Nicki Fed

Sources Say Trump Considering Nicki Minaj as New Fed Chair Because She ‘Talks Tough’ and ‘Knows Money’

WASHINGTON—White House sources confirmed Tuesday that President Trump is seriously considering rapper Nicki Minaj for the position of Chair of the Federal Reserve, citing her “tough presence,” “commanding delivery,” and “extensive body of work centered almost exclusively on money.”

According to aides familiar with the deliberations, Trump became interested in Minaj after learning that much of her music focuses on wealth accumulation, status signaling, leverage, and reminding rivals exactly who controls the bag, qualities the president reportedly believes translate seamlessly to monetary policy.

“She raps about money constantly,” said one senior adviser. “That’s basically the job. Interest rates, liquidity, reminding markets who’s in charge. She’s been doing forward guidance for years.”
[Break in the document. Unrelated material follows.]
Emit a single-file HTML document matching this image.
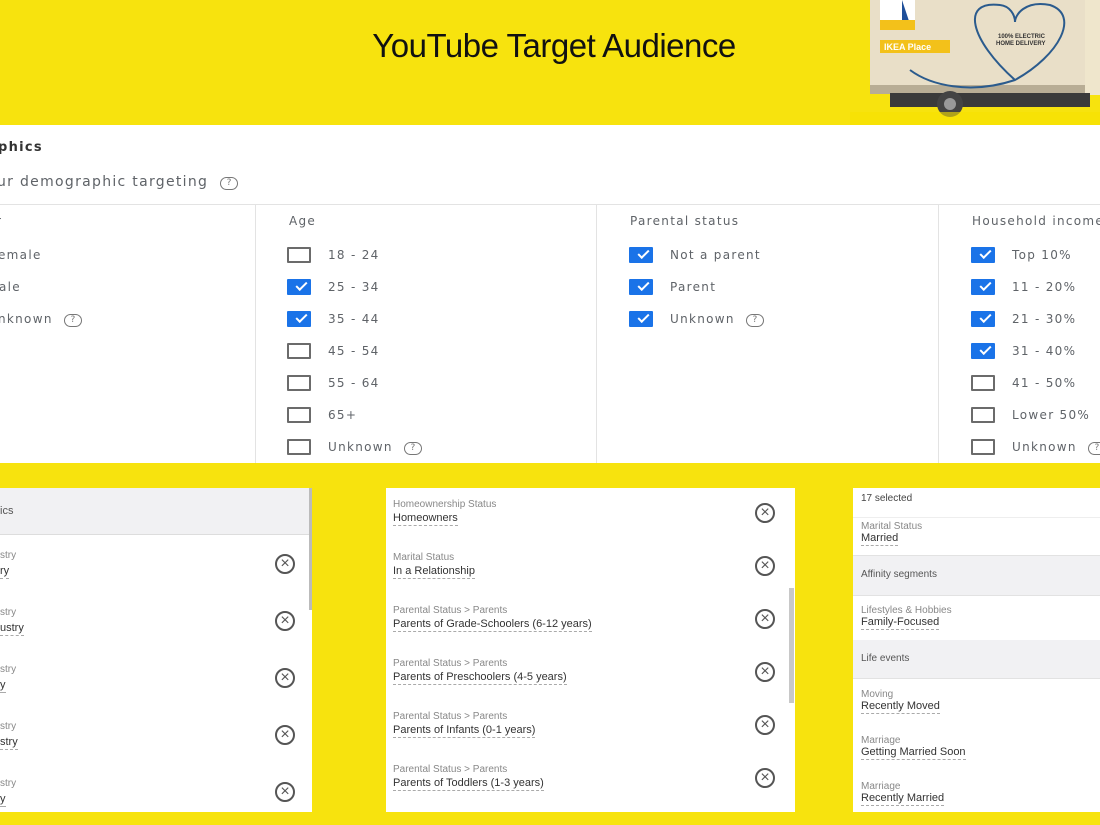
<!DOCTYPE html>
<html><head><style>
body{margin:0;width:1100px;height:825px;overflow:hidden;background:#f7e30e;font-family:"DejaVu Sans","Liberation Sans",sans-serif;position:relative}
.a{position:absolute}
.t{position:absolute;font-size:12px;color:#5f6368;letter-spacing:1.3px;white-space:nowrap}
.cb{position:absolute;width:24px;height:16px;border:2px solid #6b6b6b;border-radius:1px;box-sizing:border-box}
.cb.on{background:#1a73e8;border-color:#1a73e8}
.cb.on:after{content:"";position:absolute;left:7px;top:1px;width:9px;height:4px;border-left:2px solid #fff;border-bottom:2px solid #fff;transform:rotate(-45deg)}
.q{display:inline-block;width:16px;height:11px;border:1.5px solid #777;border-radius:7px;font-size:9px;line-height:11px;text-align:center;letter-spacing:0;vertical-align:1px;margin-left:6px;color:#777}
.s{position:absolute;font-family:"Liberation Sans",sans-serif;font-size:10px;color:#888;white-space:nowrap}
.v{position:absolute;font-family:"Liberation Sans",sans-serif;font-size:11px;color:#333;white-space:nowrap;border-bottom:1px dashed #aaa;padding-bottom:1px}
.x{position:absolute;width:16px;height:16px;border:2px solid #555;border-radius:50%;font-family:"Liberation Sans",sans-serif;font-size:16px;line-height:15px;text-align:center;color:#555}
.gr{position:absolute;background:#f1f1f3}
</style></head><body>
<div class="a" style="left:0;top:27px;width:1108px;text-align:center;font-family:'Liberation Sans',sans-serif;font-size:33px;color:#111;letter-spacing:-0.5px">YouTube Target Audience</div>
<!-- truck -->
<svg class="a" style="left:850px;top:0" width="250" height="125">
<rect x="20" y="0" width="230" height="93" fill="#e9dfc8"/>
<rect x="20" y="85" width="215" height="9" fill="#b8ad95"/>
<rect x="30" y="0" width="35" height="28" fill="#fff"/><path d="M52 0v20h-22l32 10z" fill="#1f4f99"/><path d="M30 20h35v10h-35z" fill="#f3c11a"/>
<rect x="30" y="40" width="70" height="13" fill="#f3c11a"/><text x="34" y="50" font-size="9" font-weight="bold" fill="#fff" font-family="Liberation Sans">IKEA Place</text>
<path d="M165 80 C120 40 110 0 150 5 C160 6 165 15 165 22 C165 15 175 0 200 5 C230 15 210 55 165 80 C120 95 80 85 60 70" fill="none" stroke="#2b5b8d" stroke-width="2"/>
<text x="148" y="38" font-size="6" font-weight="bold" fill="#333" font-family="Liberation Sans">100% ELECTRIC</text>
<text x="146" y="45" font-size="6" font-weight="bold" fill="#333" font-family="Liberation Sans">HOME DELIVERY</text>
<rect x="235" y="0" width="15" height="95" fill="#efe6cc"/>
<rect x="40" y="93" width="200" height="14" fill="#3a3a3a"/>
<circle cx="100" cy="104" r="13" fill="#444"/><circle cx="100" cy="104" r="6" fill="#999"/>
<rect x="0" y="112" width="250" height="13" fill="#f6e100" opacity=".6"/>
</svg>
<!-- main panel -->
<div class="a" style="left:0;top:125px;width:1100px;height:338px;background:#fff"></div>
<div class="a" style="left:0;top:204px;width:1100px;height:1px;background:#e3e3e3"></div>
<div class="a" style="left:255px;top:205px;width:1px;height:258px;background:#e3e3e3"></div>
<div class="a" style="left:596px;top:205px;width:1px;height:258px;background:#e3e3e3"></div>
<div class="a" style="left:938px;top:205px;width:1px;height:258px;background:#e3e3e3"></div>
<div class="t" style="left:-2px;top:140px;font-weight:bold;color:#333;font-size:13px">phics</div>
<div class="t" style="left:-3px;top:174px;font-size:14px">ur demographic targeting <span class="q">?</span></div>
<div class="t" style="left:-4px;top:214px">r</div>
<div class="t" style="left:-2px;top:248px">emale</div>
<div class="t" style="left:-1px;top:280px">ale</div>
<div class="t" style="left:-2px;top:312px">nknown <span class="q">?</span></div>
<div class="t" style="left:289px;top:214px">Age</div>
<div class="cb" style="left:287px;top:247px"></div><div class="t" style="left:328px;top:248px">18 - 24</div>
<div class="cb on" style="left:287px;top:279px"></div><div class="t" style="left:328px;top:280px">25 - 34</div>
<div class="cb on" style="left:287px;top:311px"></div><div class="t" style="left:328px;top:312px">35 - 44</div>
<div class="cb" style="left:287px;top:343px"></div><div class="t" style="left:328px;top:344px">45 - 54</div>
<div class="cb" style="left:287px;top:375px"></div><div class="t" style="left:328px;top:376px">55 - 64</div>
<div class="cb" style="left:287px;top:407px"></div><div class="t" style="left:328px;top:408px">65+</div>
<div class="cb" style="left:287px;top:439px"></div><div class="t" style="left:328px;top:440px">Unknown <span class="q">?</span></div>
<div class="t" style="left:630px;top:214px">Parental status</div>
<div class="cb on" style="left:629px;top:247px"></div><div class="t" style="left:670px;top:248px">Not a parent</div>
<div class="cb on" style="left:629px;top:279px"></div><div class="t" style="left:670px;top:280px">Parent</div>
<div class="cb on" style="left:629px;top:311px"></div><div class="t" style="left:670px;top:312px">Unknown <span class="q">?</span></div>
<div class="t" style="left:972px;top:214px">Household income</div>
<div class="cb on" style="left:971px;top:247px"></div><div class="t" style="left:1012px;top:248px">Top 10%</div>
<div class="cb on" style="left:971px;top:279px"></div><div class="t" style="left:1012px;top:280px">11 - 20%</div>
<div class="cb on" style="left:971px;top:311px"></div><div class="t" style="left:1012px;top:312px">21 - 30%</div>
<div class="cb on" style="left:971px;top:343px"></div><div class="t" style="left:1012px;top:344px">31 - 40%</div>
<div class="cb" style="left:971px;top:375px"></div><div class="t" style="left:1012px;top:376px">41 - 50%</div>
<div class="cb" style="left:971px;top:407px"></div><div class="t" style="left:1012px;top:408px">Lower 50%</div>
<div class="cb" style="left:971px;top:439px"></div><div class="t" style="left:1012px;top:440px">Unknown <span class="q">?</span></div>
<!-- bottom left -->
<div class="a" style="left:0;top:488px;width:312px;height:324px;background:#fff"></div>
<div class="gr" style="left:0;top:488px;width:309px;height:46px;border-bottom:1px solid #ddd"></div>
<div class="a" style="left:309px;top:488px;width:3px;height:122px;background:#bbb"></div>
<div class="s" style="left:0;top:505px;color:#555;font-size:11px">ics</div>
<div class="s" style="left:0;top:550px">stry</div><div class="v" style="left:0;top:565px">ry</div><div class="x" style="left:275px;top:554px">×</div>
<div class="s" style="left:0;top:607px">stry</div><div class="v" style="left:0;top:622px">ustry</div><div class="x" style="left:275px;top:611px">×</div>
<div class="s" style="left:0;top:664px">stry</div><div class="v" style="left:0;top:679px">y</div><div class="x" style="left:275px;top:668px">×</div>
<div class="s" style="left:0;top:721px">stry</div><div class="v" style="left:0;top:736px">stry</div><div class="x" style="left:275px;top:725px">×</div>
<div class="s" style="left:0;top:778px">stry</div><div class="v" style="left:0;top:793px">y</div><div class="x" style="left:275px;top:782px">×</div>
<!-- bottom middle -->
<div class="a" style="left:386px;top:488px;width:409px;height:324px;background:#fff"></div>
<div class="a" style="left:789px;top:588px;width:5px;height:115px;background:#c8c8c8"></div>
<div class="s" style="left:393px;top:499px">Homeownership Status</div><div class="v" style="left:393px;top:512px">Homeowners</div><div class="x" style="left:755px;top:503px">×</div>
<div class="s" style="left:393px;top:552px">Marital Status</div><div class="v" style="left:393px;top:565px">In a Relationship</div><div class="x" style="left:755px;top:556px">×</div>
<div class="s" style="left:393px;top:605px">Parental Status &gt; Parents</div><div class="v" style="left:393px;top:618px">Parents of Grade-Schoolers (6-12 years)</div><div class="x" style="left:755px;top:609px">×</div>
<div class="s" style="left:393px;top:658px">Parental Status &gt; Parents</div><div class="v" style="left:393px;top:671px">Parents of Preschoolers (4-5 years)</div><div class="x" style="left:755px;top:662px">×</div>
<div class="s" style="left:393px;top:711px">Parental Status &gt; Parents</div><div class="v" style="left:393px;top:724px">Parents of Infants (0-1 years)</div><div class="x" style="left:755px;top:715px">×</div>
<div class="s" style="left:393px;top:764px">Parental Status &gt; Parents</div><div class="v" style="left:393px;top:777px">Parents of Toddlers (1-3 years)</div><div class="x" style="left:755px;top:768px">×</div>
<!-- bottom right -->
<div class="a" style="left:853px;top:488px;width:247px;height:324px;background:#fff"></div>
<div class="s" style="left:861px;top:493px;color:#444">17 selected</div>
<div class="a" style="left:853px;top:517px;width:247px;height:1px;background:#eee"></div>
<div class="s" style="left:861px;top:521px">Marital Status</div><div class="v" style="left:861px;top:532px">Married</div>
<div class="gr" style="left:853px;top:555px;width:247px;height:39px;border-top:1px solid #e2e2e2;border-bottom:1px solid #e2e2e2"></div>
<div class="s" style="left:861px;top:569px;color:#555">Affinity segments</div>
<div class="s" style="left:861px;top:605px">Lifestyles &amp; Hobbies</div><div class="v" style="left:861px;top:616px">Family-Focused</div>
<div class="gr" style="left:853px;top:640px;width:247px;height:38px;border-bottom:1px solid #e2e2e2"></div>
<div class="s" style="left:861px;top:653px;color:#555">Life events</div>
<div class="s" style="left:861px;top:689px">Moving</div><div class="v" style="left:861px;top:700px">Recently Moved</div>
<div class="s" style="left:861px;top:735px">Marriage</div><div class="v" style="left:861px;top:746px">Getting Married Soon</div>
<div class="s" style="left:861px;top:781px">Marriage</div><div class="v" style="left:861px;top:792px">Recently Married</div>
</body></html>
Trump, who has long criticized traditional economists for being “boring,” is said to admire Minaj’s ability to project confidence while threatening enemies, a skill he believes is essential when addressing inflation. “You can’t whisper at the markets,” Trump told aides. “You have to intimidate them. Nicki understands that.”

Supporters of the potential appointment point to Minaj’s lyrical expertise in concepts such as cash flow, dominance, and the psychological impact of conspicuous consumption. One Treasury official noted that her repeated emphasis on being “the queen” demonstrates a strong grasp of central bank independence. “She doesn’t answer to anyone,” the official said. “That’s literally the Fed.”

Critics, however, have raised concerns about her lack of formal experience in macroeconomics, though administration officials dismissed this as elitist gatekeeping. “Has Jerome Powell ever gone platinum?” asked one aide. “Did Alan Greenspan drop a verse about market confidence? Exactly.”

In preliminary discussions, Trump reportedly asked whether interest rate cuts could be announced via diss track and whether quantitative tightening could be rebranded as “cutting off broke energy.” Advisors confirmed Minaj was receptive to the idea, noting that she already has experience crashing charts, which the administration believes is close enough to managing bond markets.

At press time, the White House emphasized no final decision had been made, adding only that the economy needs “fearless energy,” and someone who knows how to make people nervous with a microphone.

“Markets respond to confidence,” Trump said. “And nobody raps about money like Nicki.”